Aquela forma que a gravidade cai.


Sua voz é fraca e penosamente lenta. Há um grande intervalo entre cada som que ele pronuncia. Suas roupas estão mal cuidadas, largas, desleixadas, até sujas. Falta-lhe um botão na camisa e existe um abotoado no lugar errado. Seus ombros curvados para frente tentam esconder o rosto fino. A barba grisalha está por fazer. A face é de tristeza, pálida, com grandes sulcos laterais. Duas olheiras sustentam um olhar sem expressão. Os cabelos, também grisalhos, mal penteados, mal cuidados e grandes para a sua pequena testa. Os óculos têm um dos vidros partidos e um das hastes amarradas com uma linha que um dia foi branca. Nas pontas dos dedos finos, unhas grandes, sujas e amareladas pelos cigarros constantemente acesos. Apesar do calor, nota-se, por baixo de sua camisa, uma camiseta de malha e, por cima daquela, um paletó roto e largo. Seus dentes talvez há muito não sejam escovados e no bigode ralo acha-se o que restou da última refeição. Pouco fala e, quando o faz, parece aborrecido e cansado de estar ali, defronte a mim, para relatar suas misérias. Às vezes seus olhos se umedecem, lágrimas lentamente começam a escorrer, mas ele discretamente passa o punho do paletó sobre os olhos e os enxuga, engolindo, através de sua garganta seca, alguma lágrima que desceu. Tudo é vagaroso e penoso. O paciente transmite dor e solidão. Seu desespero, tão profundo quanto sua amargura e tristeza, contamina a minha mente, também às vezes triste e confusa por conviver, há anos, dia-a-dia, com o absurdo e incompreensível sofrimento humano.
[...]
Para o deprimido, o mundo é mau, e ele, não tendo meios para enfrentá-lo, acha-se sem saída. Com essa convicção, surgem frequentemente as ideias ou a ação de suicidar-se. A obsessão é escapar do sofrimento, ainda que seja necessário sacrificar a própria vida. Podem surgir na mente do deprimido fantasias que o levam a querer exterminar toda a família, para livrá-la do mundo de desgraças em que vive. Também não é incomum o suicídio indireto, causado pela provocação da própria morte por outra pessoa ou por um acidente fatal. Nessa fase é ainda frequente o uso exagerado de bebidas ou calmantes que têm a mesma função, isto é, tornar as próprias desgraças e as de seu mundo mais toleráveis.

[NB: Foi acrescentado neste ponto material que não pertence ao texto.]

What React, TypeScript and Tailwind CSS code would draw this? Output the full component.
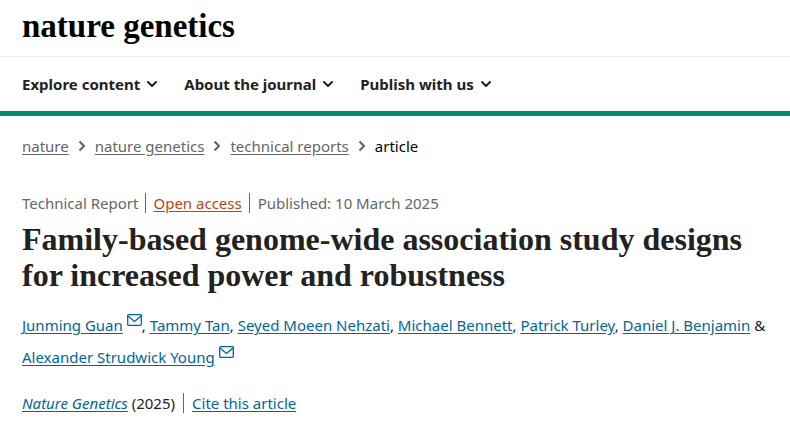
import React from "react";

function ChevronDown() {
  return (
    <svg aria-hidden="true" viewBox="0 0 10 8" className="h-2 w-[10px] shrink-0" fill="none" stroke="currentColor" strokeWidth="2" strokeLinecap="round" strokeLinejoin="round">
      <path d="M1 2 5 6 9 2" />
    </svg>
  );
}

function ChevronRight() {
  return (
    <svg aria-hidden="true" viewBox="0 0 8 12" className="h-3 w-2 shrink-0" fill="none" stroke="#666" strokeWidth="2.200" strokeLinejoin="round">
      <path d="M1.500 1.500 6 6 1.500 10.500" />
    </svg>
  );
}

function Mail() {
  return (
    <svg aria-label="Corresponding author" role="img" viewBox="0 0 15 12" className="ml-1 inline h-3 w-[15px] align-[5px]" fill="none" stroke="#069" strokeWidth="1.300" strokeLinejoin="round">
      <rect x="0.700" y="0.700" width="13.600" height="10.600" rx="0.800" />
      <path d="m1 2 6.500 5.500L14 2" />
    </svg>
  );
}

function Link({ children }: { children: React.ReactNode }) {
  return <a href="#" className="text-[#069] underline underline-offset-2">{children}</a>;
}

const menus = ["Explore content", "About the journal", "Publish with us"];
const crumbs = ["nature", "nature genetics", "technical reports"];
const authors = ["Tammy Tan", "Seyed Moeen Nehzati", "Michael Bennett", "Patrick Turley", "Daniel J. Benjamin"];

export default function App() {
  return (
    <div className="min-h-screen bg-white font-['Noto_Sans','Open_Sans',sans-serif] text-[15px] leading-5 text-[#222]">
      <header className="border-b-5 border-[#018b69]">
        <div className="flex h-14 items-center px-[22px] pb-1">
          <a href="#" className="font-['Liberation_Serif',serif] text-[33px] leading-10 font-bold text-black">nature genetics</a>
        </div>
        <nav aria-label="Journal" className="flex h-[55px] items-center gap-[27px] border-t border-[#eee] px-[22px] font-bold">
          {menus.map((label) => (
            <button key={label} type="button" className="flex items-center gap-[7px]">{label}<ChevronDown /></button>
          ))}
        </nav>
      </header>
      <main className="px-[22px] pb-6">
        <nav aria-label="Breadcrumb" className="flex h-15 items-center gap-[9px] text-[#666]">
          {crumbs.map((label) => (
            <React.Fragment key={label}>
              <a href="#" className="underline underline-offset-2">{label}</a>
              <ChevronRight />
            </React.Fragment>
          ))}
          <span className="text-black">article</span>
        </nav>
        <ul className="mt-[15px] flex h-6 items-center text-[#666]">
          <li className="border-r border-[#666] pr-[7px]">Technical Report</li>
          <li className="border-r border-[#666] px-[7px]">
            <a href="#" className="text-[#b74616] underline underline-offset-2">Open access</a>
          </li>
          <li className="pl-2">Published: <time dateTime="2025-03-10">10 March 2025</time></li>
        </ul>
        <h1 className="mt-[6px] font-['Liberation_Serif',serif] text-[32px] leading-9 font-bold">Family-based genome-wide association study designs for increased power and robustness</h1>
        <p className="mt-4 leading-8">
          <Link>Junming Guan</Link><Mail />,{" "}
          {authors.map((name, i) => (
            <React.Fragment key={name}>
              <Link>{name}</Link>{i < authors.length - 1 ? ", " : " & "}
            </React.Fragment>
          ))}
          <span className="whitespace-nowrap"><Link>Alexander Strudwick Young</Link><Mail /></span>
        </p>
        <div className="mt-5 flex items-center">
          <p className="border-r border-[#666] pr-2"><Link><i>Nature Genetics</i></Link> (2025)</p>
          <p className="pl-2"><Link>Cite this article</Link></p>
        </div>
      </main>
    </div>
  );
}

O deprimido é, portanto, uma pessoa que perdeu a capacidade de manter uma adaptação biopsicossocial equilibrada dentro da normalidade, ao enfrentar os múltiplos fatores ou mini acontecimentos de seu cotidiano (fracassos, perdas, doenças, desapontamentos, etc.). Seu sistema individual não retorna ao equilíbrio anterior, com a consequente normalização, após cada problema.
A depressão é um transtorno emocional ou do afeto, como o próprio nome indica, mas que pode ter repercussões graves e sérias no relacionamento social, acarretando perturbações cognitivas, psicomotoras, psicofisiológicas e ainda facilita a instalação da maioria, senão de todas as doenças orgânicas, pela diminuição das defesas imunitárias.
A esta altura, convém lembrar que algumas depressões parecem originar-se primariamente de distúrbios bioquímicos, enquanto em outras as causas iniciais são transtornos psicológicos e sociais, ocorrendo, posteriormente, as modificações bioquímicas.
Uma vez mergulhado na depressão, o paciente não crê que possa escapar dela.